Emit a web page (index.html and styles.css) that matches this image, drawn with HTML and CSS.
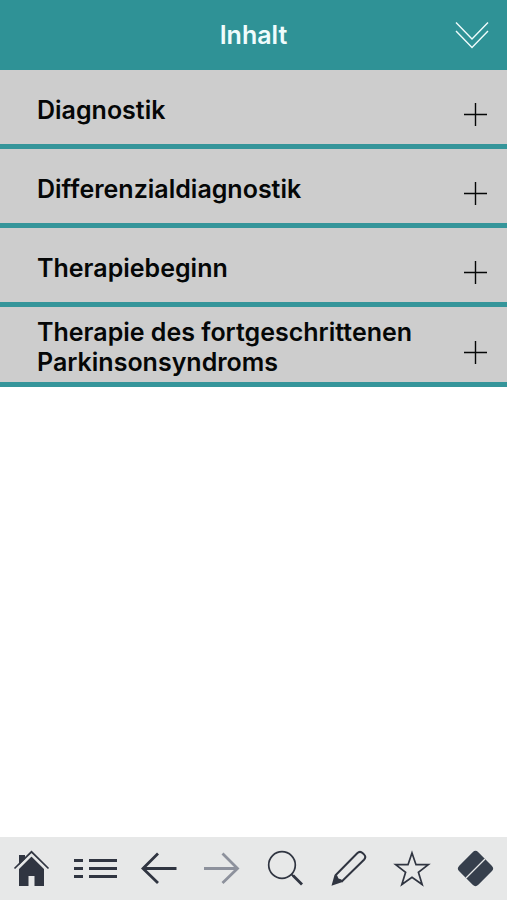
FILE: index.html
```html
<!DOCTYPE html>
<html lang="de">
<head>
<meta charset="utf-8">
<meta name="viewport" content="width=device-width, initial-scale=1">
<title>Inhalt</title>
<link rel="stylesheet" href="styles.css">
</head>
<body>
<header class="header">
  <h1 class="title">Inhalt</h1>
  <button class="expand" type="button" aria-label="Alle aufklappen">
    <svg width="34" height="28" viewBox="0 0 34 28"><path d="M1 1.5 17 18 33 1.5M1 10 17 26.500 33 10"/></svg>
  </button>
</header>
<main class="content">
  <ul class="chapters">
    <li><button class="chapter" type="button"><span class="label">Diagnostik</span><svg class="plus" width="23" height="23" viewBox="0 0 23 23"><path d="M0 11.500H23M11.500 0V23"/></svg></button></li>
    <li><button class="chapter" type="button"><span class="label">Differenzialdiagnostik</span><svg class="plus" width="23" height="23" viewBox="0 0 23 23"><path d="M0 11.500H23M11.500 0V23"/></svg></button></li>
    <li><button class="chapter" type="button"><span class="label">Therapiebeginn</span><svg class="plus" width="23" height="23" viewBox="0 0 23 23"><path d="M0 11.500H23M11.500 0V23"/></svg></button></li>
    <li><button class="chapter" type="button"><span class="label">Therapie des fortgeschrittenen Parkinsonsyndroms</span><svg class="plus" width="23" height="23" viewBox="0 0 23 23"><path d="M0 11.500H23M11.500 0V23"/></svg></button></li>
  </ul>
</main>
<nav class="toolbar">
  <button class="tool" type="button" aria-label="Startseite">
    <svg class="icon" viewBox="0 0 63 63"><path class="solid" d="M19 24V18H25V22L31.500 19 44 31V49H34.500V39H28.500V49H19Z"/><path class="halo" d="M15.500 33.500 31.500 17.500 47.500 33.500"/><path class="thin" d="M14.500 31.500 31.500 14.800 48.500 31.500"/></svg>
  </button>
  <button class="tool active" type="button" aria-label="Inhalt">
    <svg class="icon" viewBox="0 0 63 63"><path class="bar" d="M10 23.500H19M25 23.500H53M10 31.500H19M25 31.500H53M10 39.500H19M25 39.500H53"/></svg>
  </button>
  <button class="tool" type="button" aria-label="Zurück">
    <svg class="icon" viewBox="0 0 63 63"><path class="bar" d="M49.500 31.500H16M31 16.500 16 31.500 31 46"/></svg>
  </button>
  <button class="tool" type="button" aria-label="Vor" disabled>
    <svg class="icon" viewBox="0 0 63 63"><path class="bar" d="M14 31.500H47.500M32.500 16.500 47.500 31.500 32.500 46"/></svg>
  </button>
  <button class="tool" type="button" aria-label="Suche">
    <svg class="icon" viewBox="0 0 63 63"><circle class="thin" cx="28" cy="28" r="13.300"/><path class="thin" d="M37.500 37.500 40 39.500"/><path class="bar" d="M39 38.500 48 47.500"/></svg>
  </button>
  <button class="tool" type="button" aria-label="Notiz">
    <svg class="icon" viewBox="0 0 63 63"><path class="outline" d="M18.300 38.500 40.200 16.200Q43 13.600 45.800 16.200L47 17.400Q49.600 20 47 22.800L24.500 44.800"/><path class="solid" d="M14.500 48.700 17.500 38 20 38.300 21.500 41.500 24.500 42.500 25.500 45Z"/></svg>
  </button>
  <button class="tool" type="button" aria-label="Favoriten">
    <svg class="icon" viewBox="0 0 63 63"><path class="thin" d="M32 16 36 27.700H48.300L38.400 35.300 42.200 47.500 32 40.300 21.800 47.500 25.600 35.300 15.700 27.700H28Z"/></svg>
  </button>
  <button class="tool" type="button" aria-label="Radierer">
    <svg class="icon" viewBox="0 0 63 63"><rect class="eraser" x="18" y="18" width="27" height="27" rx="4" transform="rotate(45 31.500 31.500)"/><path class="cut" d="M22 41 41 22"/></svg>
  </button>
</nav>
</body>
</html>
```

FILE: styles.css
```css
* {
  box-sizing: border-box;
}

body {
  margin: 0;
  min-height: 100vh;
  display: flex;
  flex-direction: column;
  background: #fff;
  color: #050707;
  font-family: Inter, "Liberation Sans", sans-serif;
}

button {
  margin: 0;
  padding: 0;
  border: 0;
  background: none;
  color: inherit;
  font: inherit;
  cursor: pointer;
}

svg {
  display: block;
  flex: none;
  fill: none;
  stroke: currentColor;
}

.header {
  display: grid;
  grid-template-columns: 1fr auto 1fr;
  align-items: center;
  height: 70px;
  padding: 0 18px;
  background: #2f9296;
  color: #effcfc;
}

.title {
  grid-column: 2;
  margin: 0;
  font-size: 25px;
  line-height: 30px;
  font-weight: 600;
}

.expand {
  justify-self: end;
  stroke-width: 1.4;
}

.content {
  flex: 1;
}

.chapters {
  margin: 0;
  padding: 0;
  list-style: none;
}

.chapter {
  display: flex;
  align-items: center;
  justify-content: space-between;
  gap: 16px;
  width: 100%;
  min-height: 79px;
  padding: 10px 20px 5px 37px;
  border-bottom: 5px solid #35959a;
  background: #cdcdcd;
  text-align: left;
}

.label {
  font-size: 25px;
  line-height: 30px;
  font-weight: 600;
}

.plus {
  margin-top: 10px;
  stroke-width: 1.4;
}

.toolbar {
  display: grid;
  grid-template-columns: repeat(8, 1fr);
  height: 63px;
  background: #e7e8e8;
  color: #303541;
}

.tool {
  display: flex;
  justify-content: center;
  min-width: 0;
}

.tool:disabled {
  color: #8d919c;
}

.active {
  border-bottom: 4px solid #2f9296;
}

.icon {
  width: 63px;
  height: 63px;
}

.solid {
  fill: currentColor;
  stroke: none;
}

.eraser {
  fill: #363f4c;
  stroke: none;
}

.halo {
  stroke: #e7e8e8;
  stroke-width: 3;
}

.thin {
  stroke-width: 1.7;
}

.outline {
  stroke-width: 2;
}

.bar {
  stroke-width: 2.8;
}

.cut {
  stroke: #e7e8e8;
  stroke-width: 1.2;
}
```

**EXERCISE**
Scan the data above; copy every line where "styles" appears.

**SOLUTION TO THIS PROBLEM**
Emit a web page (index.html and styles.css) that matches this image, drawn with HTML and CSS.
<link rel="stylesheet" href="styles.css">
FILE: styles.css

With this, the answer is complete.